Living Walls: The City Speaks 2014

Story by Meghan Jackson

Trek Matthews located at 115-129 Powell St. Done in 2012. 

Trek Matthews located at 115-129 Powell St. Done in 2012. 

Since childhood, we’ve been taught that paint belongs on paper. We’ve been taught to color inside the lines or at least stay close enough. Paint on buildings means graffiti and paint indoors means a mess. However, Living Walls Atlanta has created an entirely new set of lines with The City Speaks conference. Monica Campana, the Executive Director and Founder of the organization, took a short break from the conference this year to speak to me about the event and the group in general.

“I was actually doing street art, and this was me after a time when I didn’t know what I was doing in my art career. I had dropped out of art school twice,” she tells me of how Living Walls came about. She then befriended another street artist named Blacki, who had studied Urbanism in Barcelona. Both of them felt drawn to street art and its effects. After learning about an opportunity to present ideas to be displayed at Eyedrum Art & Music Gallery, they came up with the idea of Living Walls for an exhibit at and went from there.

Talking about the beginning of the Living Walls and the conference, Campana admits, “We had no idea what we were doing.” But listening to her talk about it now is a very different story. The group has projects (called “concepts”) going on year round, but the grand event is The City Speaks Conference, during which 17 walls are painted in 10 days by artists from all over the world, followed by four days of screenings, seminars, artistic celebration and a bike tour to see all of the completed murals.

This is the conference’s fifth year, spreading a new crop of paintings throughout the city. For Monica, that means 17 walls, 17 artists, 21 staff members and over 60 volunteers that need to be fed and accommodated in various locations during the process. Over the years of the conference, she’s learned that logistically, it’s better to create pockets of walls within the same area, rather then spreading the murals farther apart. So, they focus on a few areas each year. “In the beginning I always paid attention to the Old Fourth Ward. It is the home of Martin Luther King Jr. and you don’t necessarily see much signage that shows you that. So it was a way to highlight it. We’re painting three walls in Bankhead this year — there are neighborhoods that really need this and I hope that little by little we can work more and more with them.”

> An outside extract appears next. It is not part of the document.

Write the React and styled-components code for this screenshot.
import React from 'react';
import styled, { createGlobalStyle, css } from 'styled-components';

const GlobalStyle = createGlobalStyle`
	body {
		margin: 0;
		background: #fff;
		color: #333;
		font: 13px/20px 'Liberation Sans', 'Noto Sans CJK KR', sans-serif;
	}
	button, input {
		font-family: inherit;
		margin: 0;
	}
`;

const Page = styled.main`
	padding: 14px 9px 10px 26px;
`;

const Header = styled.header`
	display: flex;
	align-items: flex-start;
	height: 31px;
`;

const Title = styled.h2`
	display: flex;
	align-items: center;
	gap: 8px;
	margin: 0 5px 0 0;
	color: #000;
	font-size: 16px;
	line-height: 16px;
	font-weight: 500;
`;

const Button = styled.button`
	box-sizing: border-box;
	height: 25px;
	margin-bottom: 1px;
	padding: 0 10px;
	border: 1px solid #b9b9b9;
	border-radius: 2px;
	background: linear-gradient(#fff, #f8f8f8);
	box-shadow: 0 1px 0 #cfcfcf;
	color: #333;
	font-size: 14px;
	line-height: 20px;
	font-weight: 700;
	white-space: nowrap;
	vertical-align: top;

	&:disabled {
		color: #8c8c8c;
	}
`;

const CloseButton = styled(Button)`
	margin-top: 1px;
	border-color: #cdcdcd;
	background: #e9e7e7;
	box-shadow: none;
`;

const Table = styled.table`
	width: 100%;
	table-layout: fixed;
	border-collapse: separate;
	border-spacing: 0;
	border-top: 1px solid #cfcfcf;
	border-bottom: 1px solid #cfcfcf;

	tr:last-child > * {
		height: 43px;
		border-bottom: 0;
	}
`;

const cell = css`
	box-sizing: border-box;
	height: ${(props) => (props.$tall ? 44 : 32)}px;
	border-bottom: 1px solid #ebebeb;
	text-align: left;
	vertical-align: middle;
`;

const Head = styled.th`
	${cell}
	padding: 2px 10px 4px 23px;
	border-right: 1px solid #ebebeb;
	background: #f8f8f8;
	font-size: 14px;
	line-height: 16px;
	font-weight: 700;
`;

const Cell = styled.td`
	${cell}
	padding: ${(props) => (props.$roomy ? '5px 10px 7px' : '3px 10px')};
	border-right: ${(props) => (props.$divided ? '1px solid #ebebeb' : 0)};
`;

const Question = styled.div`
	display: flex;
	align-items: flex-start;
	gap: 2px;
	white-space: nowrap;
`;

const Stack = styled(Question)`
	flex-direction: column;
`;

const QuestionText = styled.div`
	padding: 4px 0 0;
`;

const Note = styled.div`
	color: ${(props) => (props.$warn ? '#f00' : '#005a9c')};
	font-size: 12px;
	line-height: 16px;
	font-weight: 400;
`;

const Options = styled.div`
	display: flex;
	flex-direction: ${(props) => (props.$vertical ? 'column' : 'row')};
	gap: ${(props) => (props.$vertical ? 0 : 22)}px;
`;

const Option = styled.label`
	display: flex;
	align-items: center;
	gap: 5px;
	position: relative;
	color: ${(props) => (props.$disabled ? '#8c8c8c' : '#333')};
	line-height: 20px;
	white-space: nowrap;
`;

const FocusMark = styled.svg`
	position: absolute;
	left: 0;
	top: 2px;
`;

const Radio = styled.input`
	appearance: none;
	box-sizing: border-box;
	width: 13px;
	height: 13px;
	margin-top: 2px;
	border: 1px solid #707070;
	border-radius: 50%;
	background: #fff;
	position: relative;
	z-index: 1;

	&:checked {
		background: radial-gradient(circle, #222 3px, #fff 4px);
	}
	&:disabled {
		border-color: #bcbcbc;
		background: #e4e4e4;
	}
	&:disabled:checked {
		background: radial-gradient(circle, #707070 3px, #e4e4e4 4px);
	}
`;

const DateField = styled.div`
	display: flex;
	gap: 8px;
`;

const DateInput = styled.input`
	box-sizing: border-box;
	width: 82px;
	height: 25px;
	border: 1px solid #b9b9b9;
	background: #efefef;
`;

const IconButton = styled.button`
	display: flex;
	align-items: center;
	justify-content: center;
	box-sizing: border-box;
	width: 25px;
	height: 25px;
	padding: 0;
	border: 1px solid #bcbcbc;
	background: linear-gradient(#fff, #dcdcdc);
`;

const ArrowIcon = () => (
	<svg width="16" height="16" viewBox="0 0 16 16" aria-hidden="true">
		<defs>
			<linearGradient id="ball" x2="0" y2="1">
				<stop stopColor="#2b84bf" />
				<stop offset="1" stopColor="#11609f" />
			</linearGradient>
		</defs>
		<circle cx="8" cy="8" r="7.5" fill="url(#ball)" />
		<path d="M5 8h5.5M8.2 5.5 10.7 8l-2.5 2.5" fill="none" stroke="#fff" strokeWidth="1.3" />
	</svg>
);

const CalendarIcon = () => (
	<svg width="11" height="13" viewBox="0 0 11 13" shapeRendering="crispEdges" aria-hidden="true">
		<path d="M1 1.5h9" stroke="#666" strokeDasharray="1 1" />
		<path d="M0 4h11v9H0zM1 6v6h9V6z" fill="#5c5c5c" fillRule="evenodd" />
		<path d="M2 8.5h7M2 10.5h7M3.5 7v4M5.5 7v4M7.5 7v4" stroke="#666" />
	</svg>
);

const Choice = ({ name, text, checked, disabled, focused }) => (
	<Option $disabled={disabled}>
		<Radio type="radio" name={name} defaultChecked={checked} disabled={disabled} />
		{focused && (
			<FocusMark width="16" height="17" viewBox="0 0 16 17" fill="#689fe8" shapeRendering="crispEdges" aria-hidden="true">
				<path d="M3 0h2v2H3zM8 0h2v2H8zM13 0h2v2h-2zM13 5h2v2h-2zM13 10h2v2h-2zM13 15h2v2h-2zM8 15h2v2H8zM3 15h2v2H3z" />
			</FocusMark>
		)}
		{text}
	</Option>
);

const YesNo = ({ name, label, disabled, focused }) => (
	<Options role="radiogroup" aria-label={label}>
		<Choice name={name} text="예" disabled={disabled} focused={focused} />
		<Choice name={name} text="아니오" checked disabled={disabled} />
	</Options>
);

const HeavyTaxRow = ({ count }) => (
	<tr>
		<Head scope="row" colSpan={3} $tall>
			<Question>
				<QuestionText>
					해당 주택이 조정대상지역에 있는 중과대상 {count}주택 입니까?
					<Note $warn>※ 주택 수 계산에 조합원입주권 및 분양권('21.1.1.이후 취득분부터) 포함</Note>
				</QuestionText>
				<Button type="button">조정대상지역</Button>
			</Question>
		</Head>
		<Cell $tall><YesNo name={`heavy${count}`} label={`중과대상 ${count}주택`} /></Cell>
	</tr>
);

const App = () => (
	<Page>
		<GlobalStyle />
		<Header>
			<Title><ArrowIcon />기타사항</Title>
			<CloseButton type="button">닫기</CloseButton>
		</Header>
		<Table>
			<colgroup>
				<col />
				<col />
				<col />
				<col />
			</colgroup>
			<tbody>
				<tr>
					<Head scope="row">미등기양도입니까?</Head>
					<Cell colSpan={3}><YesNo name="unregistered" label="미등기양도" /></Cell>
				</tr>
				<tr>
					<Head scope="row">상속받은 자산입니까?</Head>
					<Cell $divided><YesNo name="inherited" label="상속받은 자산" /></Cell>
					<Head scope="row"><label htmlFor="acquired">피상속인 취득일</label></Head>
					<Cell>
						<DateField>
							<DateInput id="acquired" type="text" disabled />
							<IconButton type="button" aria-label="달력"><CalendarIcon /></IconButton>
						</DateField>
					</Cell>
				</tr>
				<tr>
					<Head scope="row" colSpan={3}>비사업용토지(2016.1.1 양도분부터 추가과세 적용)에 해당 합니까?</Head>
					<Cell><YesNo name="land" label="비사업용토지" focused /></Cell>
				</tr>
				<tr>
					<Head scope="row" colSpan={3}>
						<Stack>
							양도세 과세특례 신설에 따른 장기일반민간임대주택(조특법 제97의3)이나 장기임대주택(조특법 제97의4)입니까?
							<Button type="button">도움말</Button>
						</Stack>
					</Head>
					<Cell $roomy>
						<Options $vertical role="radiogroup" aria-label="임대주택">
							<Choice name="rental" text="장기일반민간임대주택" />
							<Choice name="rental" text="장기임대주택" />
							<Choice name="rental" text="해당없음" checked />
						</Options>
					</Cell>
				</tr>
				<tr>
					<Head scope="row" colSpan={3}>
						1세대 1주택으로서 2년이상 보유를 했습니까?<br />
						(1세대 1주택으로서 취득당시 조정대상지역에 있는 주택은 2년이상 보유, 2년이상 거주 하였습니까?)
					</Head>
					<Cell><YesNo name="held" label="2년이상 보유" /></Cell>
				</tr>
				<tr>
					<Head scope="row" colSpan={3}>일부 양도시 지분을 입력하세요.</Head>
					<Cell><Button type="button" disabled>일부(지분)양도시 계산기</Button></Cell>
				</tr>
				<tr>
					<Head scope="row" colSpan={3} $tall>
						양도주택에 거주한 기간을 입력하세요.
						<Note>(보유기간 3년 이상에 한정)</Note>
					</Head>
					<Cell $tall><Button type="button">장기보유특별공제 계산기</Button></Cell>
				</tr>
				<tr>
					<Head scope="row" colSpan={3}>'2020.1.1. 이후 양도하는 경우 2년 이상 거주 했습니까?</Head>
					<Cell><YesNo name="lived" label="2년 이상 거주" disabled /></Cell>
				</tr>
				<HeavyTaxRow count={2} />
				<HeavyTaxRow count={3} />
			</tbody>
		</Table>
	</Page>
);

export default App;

Clearly, a lot of thought is put into these 14 days; choosing the artists, the designs, the locations, getting sponsors and dealing with the challenges that come up along the way. While Living Walls may not yet be a mainstream household name, it definitely holds merit in the artistic community. Artists around the world send Campana work, in hopes to be chosen to participate in The City Speaks, which is by invitation only. She and her staff carefully sift through each others' recommendations and make decisions based on votes. The final 17 artists are chosen based on varying factors including location (international, national and local) and style of work.

Gaia, Greg Mike and Swampy; 2010; at 902 Dekalb Avenue.
Gaia, Greg Mike and Swampy; 2010; at 902 Dekalb Avenue.

After the artists are chosen, they must submit a sketch of their idea for approval by Campana, the wall owner and the city. Murals range greatly from having a message to sometimes just purely adding color to a wall. And harmony between all parties is a continuing work in progress. “We are still trying to figure out how we can work with everyone. Because it is public art. It’s not gonna be perfect and there’s no way to make it perfect. Not everyone is gonna like it. So we are really trying to work with the city and figure out how to make this process make sense.”

And though Living Walls may deal with resistance from the city at times, they seem to have little trouble acquiring sponsors. The W Hotel, MailChimp, Tumblr and many others have added their names to the sponsorship list. As far as food, the artists and volunteers are eating like Atlanta royalty, with donations from restaurants such as JCT Kitchen, Empire State South, Gato Arigato and Bantam & Biddy. However, the staff is still prepared to do whatever is necessary to make the conference a success. For example, they personally make all of the breakfasts each day for the participants.

It seems like a pretty promising journey from the outside. What was originally described as something that “just happened” has now blossomed into a citywide conference bringing people together with the mission of promoting, educating and changing perspectives about public space via street art. “We wanted to keep the word street art,” Monica says. “It’s key. We wanted to change perspectives about our spaces and how we as community members have the power to make a difference and literally, physically change our environment.” This year the conference began in July and will run until August 17. The art, however, will be around much longer.